Frank Walker

Personal information
- Full name: Francis Gemmell Fulton Walker
- Date of birth: 1897
- Place of birth: Lochwinnoch, Scotland
- Date of death: 1949 (aged 51–52)
- Place of death: Edinburgh, Scotland
- Position: Inside forward

Senior career*
- Years: Team / Apps / (Gls)
- 1916–1917: Queen's Park / 12 / (6)
- 1919–1927: Third Lanark / 188 / (68)

International career
- 1922: Scotland / 1 / (0)

= Frank Walker (Scottish footballer) =

Scottish footballer (1897–1949)

Francis Gemmell Fulton Walker (1897–1949) was a Scottish professional footballer who made over 180 appearances as an inside forward in the Scottish League for Third Lanark.

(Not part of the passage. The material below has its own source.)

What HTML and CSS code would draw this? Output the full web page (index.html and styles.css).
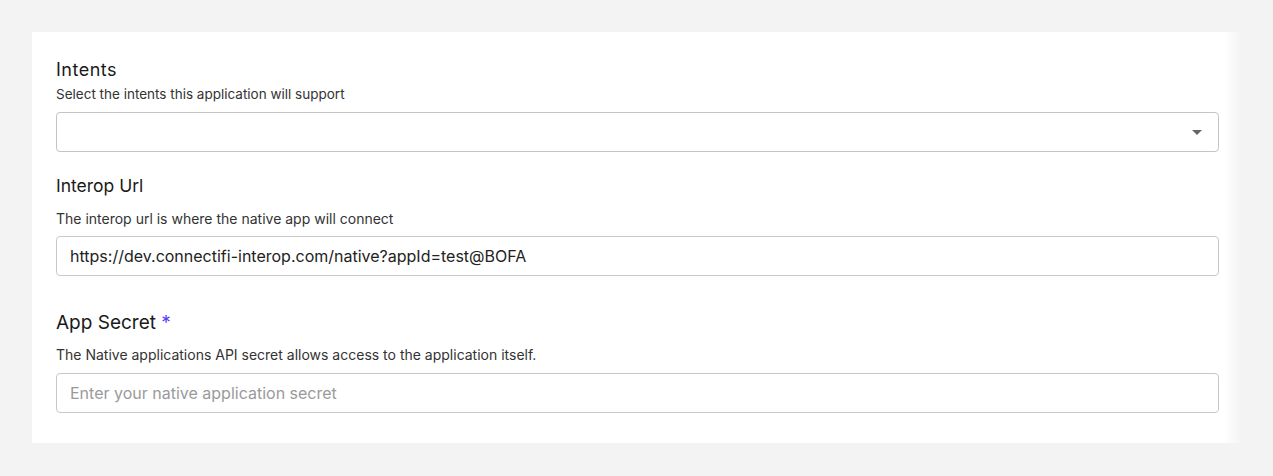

He was capped by Scotland at international level.

== Personal life ==
Walker attended Paisley Grammar School and his two older brothers, Willie and Jim, also played football for Queen's Park. After leaving school, he took up a job as a civil servant. In March 1917, during the First World War, Walker was called up to serve with the Royal Field Artillery. Holding the rank of bombardier, he was part of the Army of Occupation and was stationed in Cologne. After retiring from football due to a broken leg, Walker became an income tax inspector.